Why did Kawasmi give up on the two-state solution? Because the Israeli peace activists he met with "…dismissed two cherished Palestinian aspirations. Like Olmert's government, they wanted to avoid talk of giving Palestinian refugees and their families the right of return to homes in Israel that they fled in 1948 or of sharing Jerusalem as capital of both Israel and a Palestinian state…At that moment, Kawasmi said, he realized 'there is zero chance' for a two-state solution. He didn't sleep well for months. Then he embraced the single-state option, which had been debated for several years among Palestinians living abroad, and set out to create a buzz for it in the territories."

Given that the "right of return" is code for the elimination of Israel, it's debatable whether Kawasmi actually supported the two-state solution in the first place.
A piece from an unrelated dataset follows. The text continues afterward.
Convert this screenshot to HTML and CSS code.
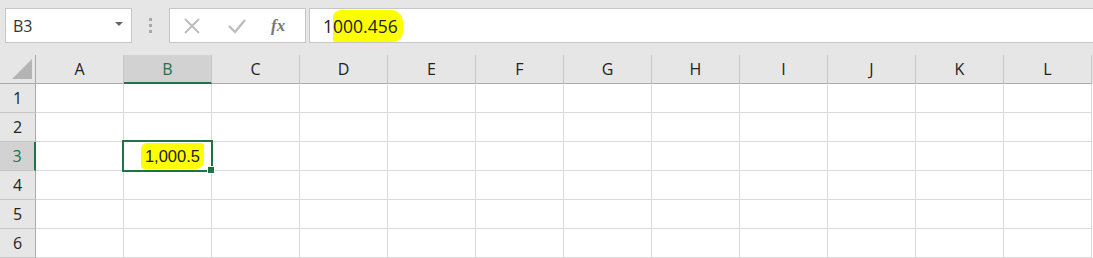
FILE: index.html
```html
<!DOCTYPE html>
<html lang="en">
<head>
    <meta charset="UTF-8">
    <title>Sheet</title>
    <link rel="stylesheet" href="styles.css">
</head>
<body>
    <div class="toolbar">
        <div class="name-box">
            <span>B3</span>
            <span class="caret"></span>
        </div>
        <div class="grip"><i></i><i></i><i></i></div>
        <div class="fx-buttons">
            <svg width="18" height="18" viewBox="0 0 18 18"><path d="M2 2 L16 16 M16 2 L2 16" stroke="#bdbdbd" stroke-width="2" fill="none"/></svg>
            <svg width="20" height="18" viewBox="0 0 20 18"><path d="M2 9 L8 15 L18 3" stroke="#bdbdbd" stroke-width="2.4" fill="none"/></svg>
            <span class="fx">fx</span>
        </div>
        <div class="formula">1<span class="mark">000.456</span></div>
    </div>

    <div class="sheet header">
        <div class="hd corner"><span class="tri"></span></div>
        <div class="hd col">A</div>
        <div class="hd col active">B</div>
        <div class="hd col">C</div>
        <div class="hd col">D</div>
        <div class="hd col">E</div>
        <div class="hd col">F</div>
        <div class="hd col">G</div>
        <div class="hd col">H</div>
        <div class="hd col">I</div>
        <div class="hd col">J</div>
        <div class="hd col">K</div>
        <div class="hd col">L</div>
    </div>
    <div class="sheet" id="rows"></div>

    <script>
        const rows = document.getElementById('rows');
        for (let r = 1; r <= 6; r++) {
            const head = document.createElement('div');
            head.className = 'hd row' + (r === 3 ? ' active' : '');
            head.textContent = r;
            rows.appendChild(head);
            for (let c = 0; c < 12; c++) {
                const cell = document.createElement('div');
                cell.className = 'cell';
                if (r === 3 && c === 1) {
                    cell.className = 'cell selected';
                    cell.innerHTML = '<span class="mark">1,000.5</span><span class="handle"></span>';
                }
                rows.appendChild(cell);
            }
        }
    </script>
</body>
</html>
```

FILE: styles.css
```css
body {
    margin: 0;
    background-color: #e6e6e6;
    font-family: "Open Sans", sans-serif;
    overflow: hidden;
}

.toolbar {
    display: flex;
    align-items: flex-start;
    height: 47px;
    padding: 8px 0 0 5px;
}

.name-box {
    box-sizing: border-box;
    width: 127px;
    height: 35px;
    background-color: #fff;
    border: 1px solid #c6c6c6;
    display: flex;
    align-items: center;
    justify-content: space-between;
    padding: 0 8px 0 7px;
    font-size: 16px;
    color: #333;
}

.caret {
    width: 0;
    height: 0;
    border-left: 4px solid transparent;
    border-right: 4px solid transparent;
    border-top: 4px solid #666;
    margin-top: -3px;
}

.grip {
    width: 37px;
    height: 35px;
    display: flex;
    flex-direction: column;
    align-items: center;
    justify-content: center;
    gap: 3px;
}

.grip i {
    display: block;
    width: 3px;
    height: 3px;
    background-color: #a9a9a9;
}

.fx-buttons {
    box-sizing: border-box;
    width: 137px;
    height: 35px;
    background-color: #fff;
    border: 1px solid #c6c6c6;
    display: flex;
    align-items: center;
    padding-left: 13px;
    gap: 26px;
}

.fx {
    font-family: "Liberation Serif", serif;
    font-style: italic;
    font-weight: bold;
    font-size: 17px;
    color: #777;
    margin-left: -2px;
}

.formula {
    box-sizing: border-box;
    flex: 1;
    height: 35px;
    margin-left: 3px;
    margin-right: -4px;
    background-color: #fff;
    border: 1px solid #c6c6c6;
    padding-left: 13px;
    display: flex;
    align-items: center;
    font-size: 17.5px;
    color: #222;
}

.formula .mark {
    padding: 4px 5px 4px 0;
    border-radius: 8px 12px 10px 2px;
}

.mark {
    background-color: #ffff00;
}

.sheet {
    display: grid;
    grid-template-columns: 36px repeat(12, 88px);
    grid-auto-rows: 29px;
    background-color: #fff;
}

.sheet.header {
    background-color: #e6e6e6;
}

.hd {
    box-sizing: border-box;
    background-color: #e6e6e6;
    display: flex;
    align-items: center;
    justify-content: center;
    font-size: 16px;
    color: #222;
}

.col {
    border-right: 1px solid #c6c6c6;
    border-bottom: 1px solid #ababab;
}

.corner {
    border-right: 1px solid #ababab;
    border-bottom: 1px solid #ababab;
    position: relative;
}

.tri {
    position: absolute;
    right: 3px;
    bottom: 4px;
    width: 0;
    height: 0;
    border-left: 20px solid transparent;
    border-bottom: 20px solid #b4b4b4;
}

.col.active {
    background-color: #d2d2d2;
    border-bottom: 2px solid #217346;
    color: #217346;
}

.row {
    border-right: 1px solid #ababab;
    border-bottom: 1px solid #c6c6c6;
}

.row.active {
    background-color: #d2d2d2;
    border-right: 2px solid #217346;
    color: #217346;
}

.cell {
    box-sizing: border-box;
    border-right: 1px solid #dadada;
    border-bottom: 1px solid #dadada;
}

.selected {
    position: relative;
    display: flex;
    align-items: center;
    justify-content: flex-end;
    padding-right: 7px;
    font-family: "Liberation Sans", sans-serif;
    font-size: 16.5px;
    color: #222;
}

.selected::after {
    content: "";
    position: absolute;
    left: -2px;
    top: -2px;
    right: -2px;
    bottom: -2px;
    border: 2px solid #217346;
}

.selected .mark {
    padding: 4px 4px 3px 4px;
    border-radius: 6px 2px 8px 4px;
}

.handle {
    position: absolute;
    right: -4px;
    bottom: -4px;
    width: 6px;
    height: 6px;
    background-color: #217346;
    border: 1px solid #fff;
    z-index: 1;
}
```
And what is fanciful is Kawasmi's claim, made elsewhere in the piece, that by throwing their lot in with one-staters like him, the Jews of Israel will be spared the inevitable wrath of the Islamists. Sad to say, but imperative to repeat: Islamism, and its integral antisemitism, is not going to disappear overnight.

In addition, when Kawasmi talks about Jewish, Muslim and Christian communities living with equal rights, what does that mean, exactly? That Jews in Israel will cease to be a nation and become just a religion? That schools in the single state will teach the crimes of Zionism in the history curriculum? That the descendant of an Arab resident of Jaffa in 1948 takes priority over a Jew who is resident there now? None of this has been thought through - and yet Israelis, who listen to blood curdling rhetoric echoing around their region every day, are supposed to be comforted by a glib formula which views their national project as inherently illegitimate.

So let's not seduced by the talk of a "one-state solution." At best, it threatens a repeat of Iraq or Lebanon, at worst it is a prescription for genocide.